If you think "The Establishment" is scared of Bitcoin, I've got some bad news for you.


If they really didn't see anything in it (be it profit or wanting to get to market "first"), then there wouldn't be so many large firms investing in their own blockchain tech.


It's called hedging bets. That's how you become an established player.


You hire 50k people and throw 5/10 at block chain just to make sure you don't get caught with your pants down. That's barely an investment.


They will acquihire when the time is right. They have absolutely no need to do any in-house tech whatsoever.


Permissioned blockchains contain almost none of the interesting properties of a public, untrusted-node blockchain, and function mostly as a signed-transaction append-only database.


Investment (in blockchain tech) by major players does not (in and of itself) prove that they feel threatened by Bitcoin. Blockchain tech can have utility to those players outside of Bitcoin.


If I wanted to grab an altcoin like Nxt/Ardor -- would it be safer to buy bitcoin now, or wait till Segwit when it could become cheaper? Nxt/Ardor and all crypto's are downward spiral now--because of the bitcoin split coming, so I feel now's a buyers paradise.. and Nxt/Ardor chains look very promising from a tech standpoint.

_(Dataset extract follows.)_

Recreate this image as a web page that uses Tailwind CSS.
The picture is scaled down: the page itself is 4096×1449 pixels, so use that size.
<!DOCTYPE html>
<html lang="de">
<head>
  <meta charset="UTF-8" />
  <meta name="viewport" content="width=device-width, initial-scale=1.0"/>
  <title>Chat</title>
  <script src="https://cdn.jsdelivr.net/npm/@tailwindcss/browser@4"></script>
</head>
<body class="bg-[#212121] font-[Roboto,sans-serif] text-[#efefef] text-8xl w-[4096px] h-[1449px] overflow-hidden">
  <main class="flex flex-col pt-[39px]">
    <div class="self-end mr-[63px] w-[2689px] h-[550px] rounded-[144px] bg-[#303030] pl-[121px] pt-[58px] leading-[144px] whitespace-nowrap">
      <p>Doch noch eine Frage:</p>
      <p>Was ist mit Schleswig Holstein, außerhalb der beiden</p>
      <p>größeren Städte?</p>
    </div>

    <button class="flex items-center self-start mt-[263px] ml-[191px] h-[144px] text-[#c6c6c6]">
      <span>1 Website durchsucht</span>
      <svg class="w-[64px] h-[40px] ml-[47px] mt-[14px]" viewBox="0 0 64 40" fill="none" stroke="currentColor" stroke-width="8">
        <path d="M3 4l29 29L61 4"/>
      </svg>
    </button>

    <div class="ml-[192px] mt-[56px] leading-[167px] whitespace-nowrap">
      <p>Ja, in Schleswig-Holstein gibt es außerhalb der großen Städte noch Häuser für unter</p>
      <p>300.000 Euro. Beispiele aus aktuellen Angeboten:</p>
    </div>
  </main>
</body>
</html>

Do not buy anything right now. Too risky. When BC bleeds, the whole ecosystem goes down.

Go on a holiday, enjoy the sun, do nothing.


Also wondering if it's time to sell mine. Already sold like 70%...


Personally I wouldn't sell now, especially if you can wait it out a year or two. The dust will settle eventually, and it'll be on the rise again, most likely, higher than it got a couple of months ago. But I don't know what's going to happen anymore than anyone else claims to.


If you're convinced it's going to fall, then it's stupid to hold. You can sell and rebuy at lower price.


Well, I'm not convinced it's going to, or at least how much longer it will, or how low it's going to get before rebounding. It's damn hard to predict what's going to happen with a high confidence of accuracy. Personally I'd rather just hold instead of trying to catch falling knives. I'm just buying a little more while everything has dropped instead.